For the last few decades, the idea in the West has been that the severe conflicts that have erupted between Islam and the West over the centuries could be made to go away by us all pretending that there was no problem and refusing to talk or even think about it. Since 9-11, and now since the shooting star that was Pim Fortuyn’s political career, that notion is in the process of being junked. Ever since 9-11, the internet has pulsated with infidels analysing Islam, explaining its doctrines, describing its foundation ideas, reflecting upon the career and example of Mohammed himself (not good news in my opinion), gasping with horror at the virulently anti-Semitic grotesqueries of the Middle Eastern press.
Personally I am extremely pessimistic, and see no lower limit to how nasty things may eventually get, down to and including genocide. I further believe that looking such horrors in the face makes them less likely, rather than more likely, to happen, which is why I believe in trading these moderately insulting insults now.

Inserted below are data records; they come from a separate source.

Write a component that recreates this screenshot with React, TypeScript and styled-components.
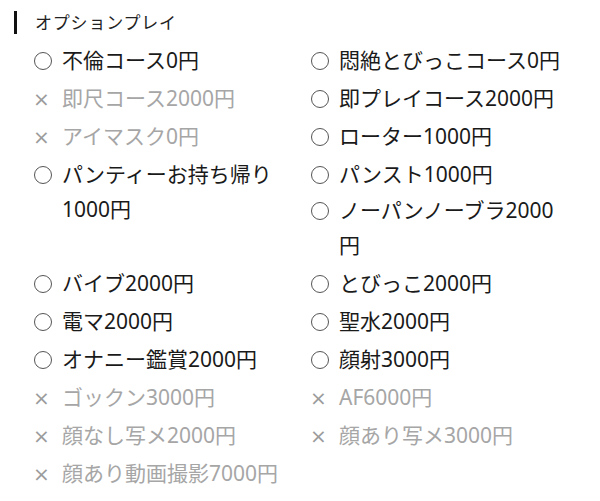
import styled, { createGlobalStyle } from "styled-components";

const options = [
  { label: "不倫コース0円", ok: true, col: 1, row: 1 },
  { label: "悶絶とびっこコース0円", ok: true, col: 2, row: 1 },
  { label: "即尺コース2000円", ok: false, col: 1, row: 2 },
  { label: "即プレイコース2000円", ok: true, col: 2, row: 2 },
  { label: "アイマスク0円", ok: false, col: 1, row: 3 },
  { label: "ローター1000円", ok: true, col: 2, row: 3 },
  { label: "パンティーお持ち帰り1000円", ok: true, col: 1, row: 4, span: 2 },
  { label: "パンスト1000円", ok: true, col: 2, row: 4 },
  { label: "ノーパンノーブラ2000円", ok: true, col: 2, row: 5, span: 2 },
  { label: "バイブ2000円", ok: true, col: 1, row: 7 },
  { label: "とびっこ2000円", ok: true, col: 2, row: 7 },
  { label: "電マ2000円", ok: true, col: 1, row: 8 },
  { label: "聖水2000円", ok: true, col: 2, row: 8 },
  { label: "オナニー鑑賞2000円", ok: true, col: 1, row: 9 },
  { label: "顔射3000円", ok: true, col: 2, row: 9 },
  { label: "ゴックン3000円", ok: false, col: 1, row: 10 },
  { label: "AF6000円", ok: false, col: 2, row: 10 },
  { label: "顔なし写メ2000円", ok: false, col: 1, row: 11 },
  { label: "顔あり写メ3000円", ok: false, col: 2, row: 11 },
  { label: "顔あり動画撮影7000円", ok: false, col: 1, row: 12 },
];

export default function App() {
  return (
    <>
      <GlobalStyle />
      <Section>
        <Heading>オプションプレイ</Heading>
        <List>
          {options.map((o) => (
            <Option key={o.label} $col={o.col} $row={o.row} $span={o.span || 1} $ok={o.ok}>
              <Mark>{o.ok ? <Ring /> : <Cross>×</Cross>}</Mark>
              <Label>{o.label}</Label>
            </Option>
          ))}
        </List>
      </Section>
    </>
  );
}

const GlobalStyle = createGlobalStyle`
  body {
    margin: 0;
    background: #ffffff;
    font-family: "Noto Sans", "Noto Sans CJK JP", sans-serif;
  }
`;

const Section = styled.div`
  padding-top: 11px;
`;

const Heading = styled.h3`
  margin: 0 0 0 14px;
  padding-left: 18px;
  border-left: 3px solid #111;
  font-size: 17px;
  font-weight: 400;
  line-height: 23px;
  color: #222;
  letter-spacing: 0.8px;
`;

const List = styled.div`
  display: grid;
  grid-template-columns: 277px 253px;
  grid-template-rows: repeat(3, 38px) 36px 36px 37px repeat(6, 38px);
  padding-left: 34px;
  margin-top: 9px;
`;

const Option = styled.div<{ $col: number; $row: number; $span: number; $ok: boolean }>`
  grid-column: ${(p) => p.$col};
  grid-row: ${(p) => p.$row} / span ${(p) => p.$span};
  display: flex;
  align-items: flex-start;
  font-size: 21px;
  line-height: 35px;
  color: ${(p) => (p.$ok ? "#1a1a1a" : "#a6a6a6")};
`;

const Mark = styled.span`
  flex: none;
  width: 28px;
  height: 35px;
  display: flex;
  align-items: center;
`;

const Ring = styled.span`
  flex: none;
  box-sizing: border-box;
  width: 18px;
  height: 18px;
  border: 1.4px solid #555;
  border-radius: 50%;
`;

const Cross = styled.span`
  font-family: "DejaVu Sans", sans-serif;
  font-size: 20px;
  line-height: 1;
  color: #9c9c9c;
  margin-left: -1px;
`;

const Label = styled.span`
  width: 225px;
`;
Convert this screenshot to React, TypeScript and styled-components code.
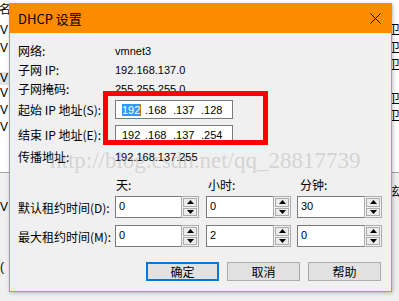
import React from "react"
import styled, { createGlobalStyle } from "styled-components"

const GlobalStyle = createGlobalStyle`
  html, body {
    margin: 0;
    padding: 0;
    background: #ffffff;
  }
  body {
    font-family: "Noto Sans CJK SC", "Liberation Sans", sans-serif;
    font-size: 12px;
    color: #000000;
  }
`

const Desktop = styled.div`
  position: relative;
  width: 399px;
  height: 301px;
  overflow: hidden;
  background: #f0f0f0;
  display: flex;
  flex-direction: column;
`

const BgTop = styled.div`
  height: 172px;
  background: #ffffff;
  border-bottom: 1px solid #a0a0a0;
  display: flex;
  justify-content: space-between;
`

const BgColumn = styled.div`
  width: 9px;
  display: flex;
  flex-direction: column;
  font-family: "Liberation Sans", "Noto Sans CJK SC", sans-serif;
  font-size: 12px;
  overflow: hidden;
`

const BgCell = styled.div<{ $h: number; $shade?: boolean; $shift?: number }>`
  height: ${(p) => p.$h}px;
  line-height: ${(p) => p.$h}px;
  background: ${(p) => (p.$shade ? "#e5e5e5" : "transparent")};
  white-space: nowrap;
  text-indent: ${(p) => p.$shift ?? 0}px;
`

const BgBottom = styled.div`
  flex: 1;
  display: flex;
  justify-content: space-between;
`

const Dialog = styled.div`
  position: absolute;
  left: 9px;
  top: 3px;
  width: 383px;
  height: 289px;
  box-sizing: border-box;
  border: 1px solid #ff8c00;
  border-top: none;
  background: #f0f0f0;
  box-shadow: 1px 1px 4px rgba(0, 0, 0, 0.25);
  display: flex;
  flex-direction: column;
`

const TitleBar = styled.div`
  height: 30px;
  margin: 0 -1px;
  background: #ff8c00;
  display: flex;
  align-items: center;
  justify-content: space-between;
  padding: 0 11px 0 9px;
`

const Title = styled.span`
  font-size: 13px;
  line-height: 30px;
  padding-top: 1px;
`

const Body = styled.div`
  position: relative;
  flex: 1;
  padding: 8px 10px 0 8px;
  display: flex;
  flex-direction: column;
`

const Row = styled.div<{ $h: number; $top?: number }>`
  height: ${(p) => p.$h}px;
  margin-top: ${(p) => p.$top ?? 0}px;
  display: flex;
  align-items: center;
`

const Label = styled.span`
  width: 97px;
  flex: none;
  white-space: nowrap;
  font-size: 12px;
`

const Value = styled.span`
  font-family: "Liberation Sans", sans-serif;
  font-size: 11px;
`

const IpBox = styled.div`
  width: 118px;
  height: 19px;
  box-sizing: border-box;
  border: 1px solid #7a7a7a;
  background: #ffffff;
  display: flex;
  align-items: center;
  padding-left: 6px;
  font-family: "Liberation Sans", sans-serif;
  font-size: 11px;
`

const IpPart = styled.span<{ $w: number }>`
  width: ${(p) => p.$w}px;
  flex: none;
  display: flex;
  align-items: center;
`

const Selected = styled.span`
  background: #3399ff;
  color: #ffffff;
  height: 12px;
  line-height: 12px;
  border-right: 1px solid #c87a1e;
`

const HeadCell = styled.span<{ $w: number }>`
  width: ${(p) => p.$w}px;
  flex: none;
  padding-left: 1px;
`

const Spin = styled.div<{ $w: number }>`
  width: ${(p) => p.$w}px;
  flex: none;
  height: 100%;
  display: flex;
`

const SpinField = styled.div`
  flex: 1;
  box-sizing: border-box;
  border: 1px solid #7a7a7a;
  border-right: none;
  background: #ffffff;
  font-family: "Liberation Sans", sans-serif;
  font-size: 11px;
  padding: 3px 0 0 3px;
`

const SpinButtons = styled.div`
  width: 18px;
  box-sizing: border-box;
  border: 1px solid #adadad;
  background: #f0f0f0;
  display: flex;
  flex-direction: column;
  gap: 1px;
  padding: 1px;
`

const SpinButton = styled.div`
  flex: 1;
  box-sizing: border-box;
  border: 1px solid #adadad;
  background: #ececec;
  display: flex;
  align-items: center;
  justify-content: center;
`

const Gap = styled.div<{ $w: number }>`
  width: ${(p) => p.$w}px;
  flex: none;
`

const ButtonRow = styled.div`
  margin-top: 15px;
  height: 19px;
  display: flex;
  justify-content: flex-end;
  gap: 8px;
`

const Button = styled.div<{ $primary?: boolean }>`
  width: 73px;
  box-sizing: border-box;
  border: ${(p) => (p.$primary ? "2px solid #0078d7" : "1px solid #adadad")};
  background: #e1e1e1;
  display: flex;
  align-items: center;
  justify-content: center;
  font-size: 12px;
`

const RedFrame = styled.div`
  position: absolute;
  left: 93px;
  top: 58px;
  width: 165px;
  height: 54px;
  box-sizing: border-box;
  border: 5px solid #ff0000;
  pointer-events: none;
`

const Watermark = styled.div`
  position: absolute;
  left: 40px;
  top: 115px;
  font-family: "Liberation Serif", serif;
  font-size: 23px;
  color: rgba(140, 140, 140, 0.3);
  white-space: nowrap;
  pointer-events: none;
`

const Arrow: React.FC<{ up?: boolean }> = ({ up }) => (
  <svg width="7" height="4" viewBox="0 0 7 4">
    <path d={up ? "M0 4 L3.5 0 L7 4 Z" : "M0 0 L3.5 4 L7 0 Z"} fill="#000" />
  </svg>
)

const SpinBox: React.FC<{ value: string; w: number }> = ({ value, w }) => (
  <Spin $w={w}>
    <SpinField>{value}</SpinField>
    <SpinButtons>
      <SpinButton>
        <Arrow up />
      </SpinButton>
      <SpinButton>
        <Arrow />
      </SpinButton>
    </SpinButtons>
  </Spin>
)

const leftBg = [
  { h: 20, t: "名", shift: -1 },
  { h: 20, t: "V" },
  { h: 17, t: "V" },
  { h: 15, t: "" },
  { h: 13, t: "V", shade: true },
  { h: 17, t: "V" },
  { h: 17, t: "V" },
  { h: 17, t: "V" },
]

const rightBg = [
  { h: 20, t: "H", shift: -6 },
  { h: 20, t: "卫", shift: -2 },
  { h: 17, t: "卫", shift: -2 },
  { h: 17, t: "卫", shift: -2 },
  { h: 17, t: "" },
  { h: 17, t: "卫", shift: -2 },
  { h: 17, t: "卫", shift: -2 },
]

export default function App() {
  return (
    <>
      <GlobalStyle />
      <Desktop>
        <BgTop>
          <BgColumn>
            {leftBg.map((r, i) => (
              <BgCell key={i} $h={r.h} $shade={r.shade} $shift={r.shift}>
                {r.t}
              </BgCell>
            ))}
          </BgColumn>
          <BgColumn>
            {rightBg.map((r, i) => (
              <BgCell key={i} $h={r.h} $shift={r.shift}>
                {r.t}
              </BgCell>
            ))}
          </BgColumn>
        </BgTop>
        <BgBottom>
          <BgColumn>
            <BgCell $h={24} />
            <BgCell $h={20}>V</BgCell>
            <BgCell $h={40} />
            <BgCell $h={20}>(</BgCell>
          </BgColumn>
          <BgColumn>
            <BgCell $h={8} />
            <BgCell $h={22} $shift={-2}>
              泫
            </BgCell>
          </BgColumn>
        </BgBottom>

        <Dialog>
          <TitleBar>
            <Title>DHCP 设置</Title>
            <svg width="11" height="11" viewBox="0 0 11 11">
              <path d="M0.5 0.5 L10.5 10.5 M10.5 0.5 L0.5 10.5" stroke="#000" strokeWidth="1" />
            </svg>
          </TitleBar>
          <Body>
            <Row $h={19}>
              <Label>网络:</Label>
              <Value>vmnet3</Value>
            </Row>
            <Row $h={19}>
              <Label>子网 IP:</Label>
              <Value>192.168.137.0</Value>
            </Row>
            <Row $h={19}>
              <Label>子网掩码:</Label>
              <Value>255.255.255.0</Value>
            </Row>
            <Row $h={19} $top={2}>
              <Label>起始 IP 地址(S):</Label>
              <IpBox>
                <IpPart $w={23}>
                  <Selected>192</Selected>
                </IpPart>
                <IpPart $w={28}>.168</IpPart>
                <IpPart $w={28}>.137</IpPart>
                <IpPart $w={28}>.128</IpPart>
              </IpBox>
            </Row>
            <Row $h={19} $top={6}>
              <Label>结束 IP 地址(E):</Label>
              <IpBox>
                <IpPart $w={23}>192</IpPart>
                <IpPart $w={28}>.168</IpPart>
                <IpPart $w={28}>.137</IpPart>
                <IpPart $w={28}>.254</IpPart>
              </IpBox>
            </Row>
            <Row $h={19} $top={3}>
              <Label>传播地址:</Label>
              <Value>192.168.137.255</Value>
            </Row>
            <Row $h={18} $top={9}>
              <Label />
              <HeadCell $w={91}>天:</HeadCell>
              <HeadCell $w={91}>小时:</HeadCell>
              <HeadCell $w={85}>分钟:</HeadCell>
            </Row>
            <Row $h={22} $top={3}>
              <Label>默认租约时间(D):</Label>
              <SpinBox value="0" w={84} />
              <Gap $w={7} />
              <SpinBox value="0" w={85} />
              <Gap $w={6} />
              <SpinBox value="30" w={85} />
            </Row>
            <Row $h={22} $top={7}>
              <Label>最大租约时间(M):</Label>
              <SpinBox value="0" w={84} />
              <Gap $w={7} />
              <SpinBox value="2" w={85} />
              <Gap $w={6} />
              <SpinBox value="0" w={85} />
            </Row>
            <ButtonRow>
              <Button $primary>确定</Button>
              <Button>取消</Button>
              <Button>帮助</Button>
            </ButtonRow>
            <RedFrame />
            <Watermark>http://blog.csdn.net/qq_28817739</Watermark>
          </Body>
        </Dialog>
      </Desktop>
    </>
  )
}
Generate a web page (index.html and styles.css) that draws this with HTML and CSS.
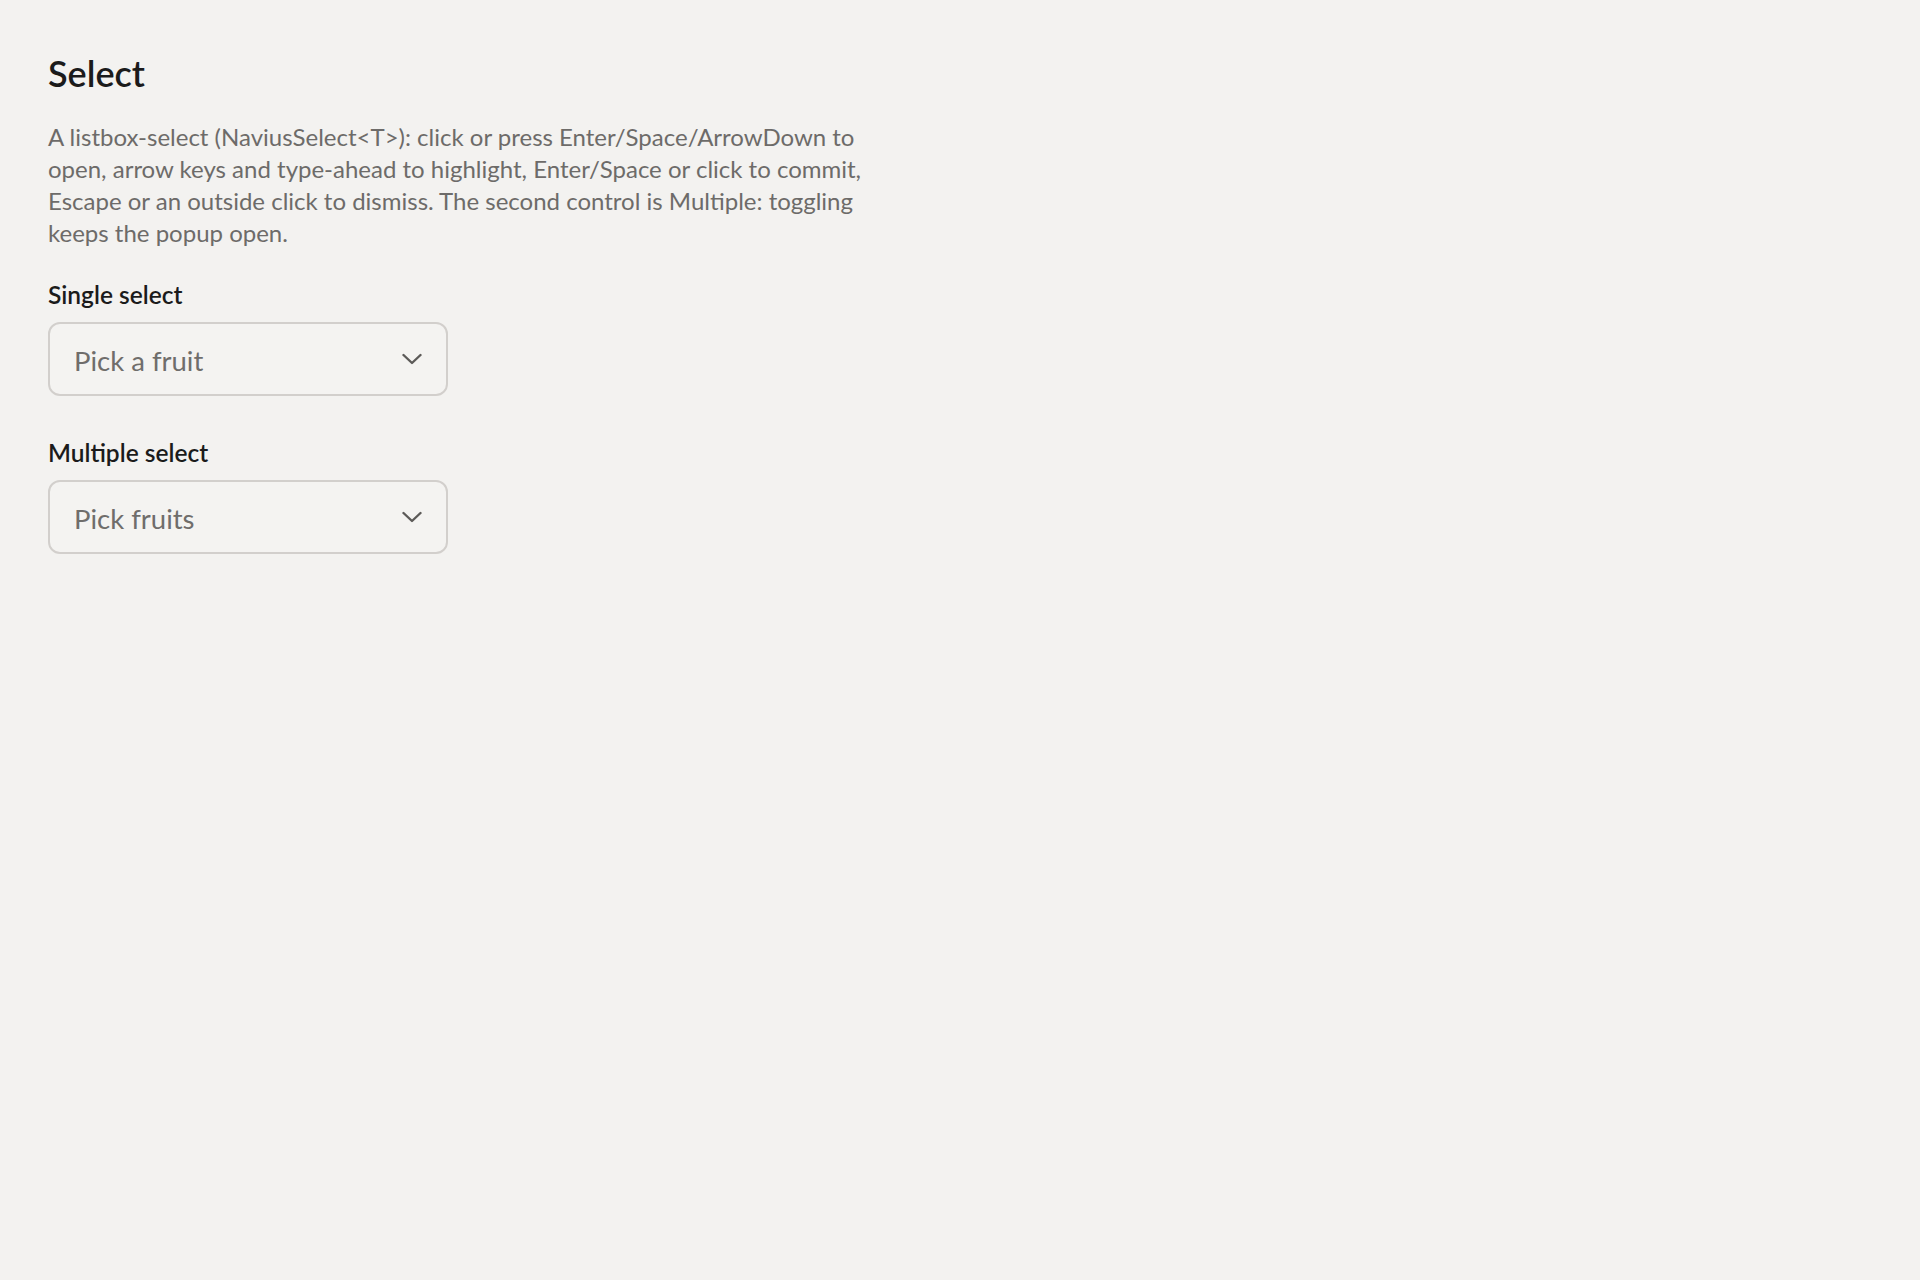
FILE: index.html
```html
<!DOCTYPE html>
<html lang="en">
<head>
    <meta charset="UTF-8">
    <meta name="viewport" content="width=device-width, initial-scale=1.0">
    <title>Select</title>
    <link rel="stylesheet" href="styles.css">
</head>
<body>

    <main class="page">
        <h1 class="page-title">Select</h1>
        <p class="page-intro">
            A listbox-select (NaviusSelect&lt;T&gt;): click or press Enter/Space/ArrowDown to
            open, arrow keys and type-ahead to highlight, Enter/Space or click to commit,
            Escape or an outside click to dismiss. The second control is Multiple: toggling
            keeps the popup open.
        </p>

        <div class="field">
            <label class="field-label" for="single-select">Single select</label>
            <button class="select" id="single-select" type="button" aria-haspopup="listbox">
                <span class="select-placeholder">Pick a fruit</span>
                <svg class="select-chevron" viewBox="0 0 20 12" aria-hidden="true">
                    <polyline points="1.5,2 10,10 18.5,2" />
                </svg>
            </button>
        </div>

        <div class="field">
            <label class="field-label" for="multiple-select">Multiple select</label>
            <button class="select" id="multiple-select" type="button" aria-haspopup="listbox">
                <span class="select-placeholder">Pick fruits</span>
                <svg class="select-chevron" viewBox="0 0 20 12" aria-hidden="true">
                    <polyline points="1.5,2 10,10 18.5,2" />
                </svg>
            </button>
        </div>
    </main>

</body>
</html>
```

FILE: styles.css
```css
body {
    font-family: 'Segoe UI', Lato, 'Open Sans', sans-serif;
    background-color: #f3f2f0;
    color: #1b1b1b;
    margin: 0;
}

.page {
    padding: 52px 48px;
}

.page-title {
    margin: 0 0 26px;
    font-size: 36px;
    font-weight: 600;
    line-height: 1.2;
}

.page-intro {
    max-width: 840px;
    margin: 0 0 30px;
    font-size: 24px;
    line-height: 32px;
    color: #6d6b69;
}


.field {
    display: flex;
    flex-direction: column;
    align-items: flex-start;
    gap: 11px;
    margin-bottom: 41px;
}

.field-label {
    font-size: 24.5px;
    font-weight: 600;
    line-height: 32px;
}


.select {
    display: flex;
    align-items: center;
    justify-content: space-between;
    box-sizing: border-box;
    width: 400px;
    height: 74px;
    padding: 2px 24px 0 24px;
    border: 2px solid #d2cfcc;
    border-radius: 12px;
    background-color: #f4f3f1;
    font: inherit;
    font-size: 27.5px;
    color: #6f6d6b;
    cursor: pointer;
}

.select-chevron {
    width: 20px;
    height: 12px;
    margin-top: -2px;
    fill: none;
    stroke: #5c5a58;
    stroke-width: 2.4;
    stroke-linecap: round;
    stroke-linejoin: round;
}
```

What makes the situation particularly horrible is that there is little that “individual decent Muslims”, of which there are huge numbers, can do about all this. Islam itself, as Fortuyn insisted, is the problem. Individual Muslims, however genuinely decent, and however desperate they may be to escape from the economic stagnation and political nastiness of the Mulsim heartlands and hence desperate to live instead in a country like Holland, are nevertheless the carriers of an inherently antagonistic culture. They seem doomed eventually to destroy the very havens they are now moving to in such numbers, by their very presence in such numbers. Until Islam undergoes fundamental changes, there’ll always be trouble between it and its neighbours.
Or, of course, Western culture could be profoundly altered. We could accept Islam. Let me give a passing nod to political correctness, and temper the savageries in the previous paragraphs by saying that there is, of course, a quite different way of alluding to these same notions. Instead of Islam being blamed, it could equally well be said that we infidels are the basic cause of all the trouble between ourselves and Islam, because of our stubborn refusal to submit to it. Either way, as far as the formerly or still Christian West is concerned, we are talking about two fundamentalisms here, not just one. Something very big has to give between us and Islam if these two now utterly distinct and antagonistic cultures are ever to learn to get along in a state of prolonged and intermingled amicability.
This is the problem that Holland is now squaring up to. Should Muslim newcomers be forced to learn the Dutch language? Should there be some kind of oath of allegiance which all, of all cultures, must swear? Or what?
All this stuff should be and will be of intense interest to us in Britain, because our demographics are heading in a similar direction.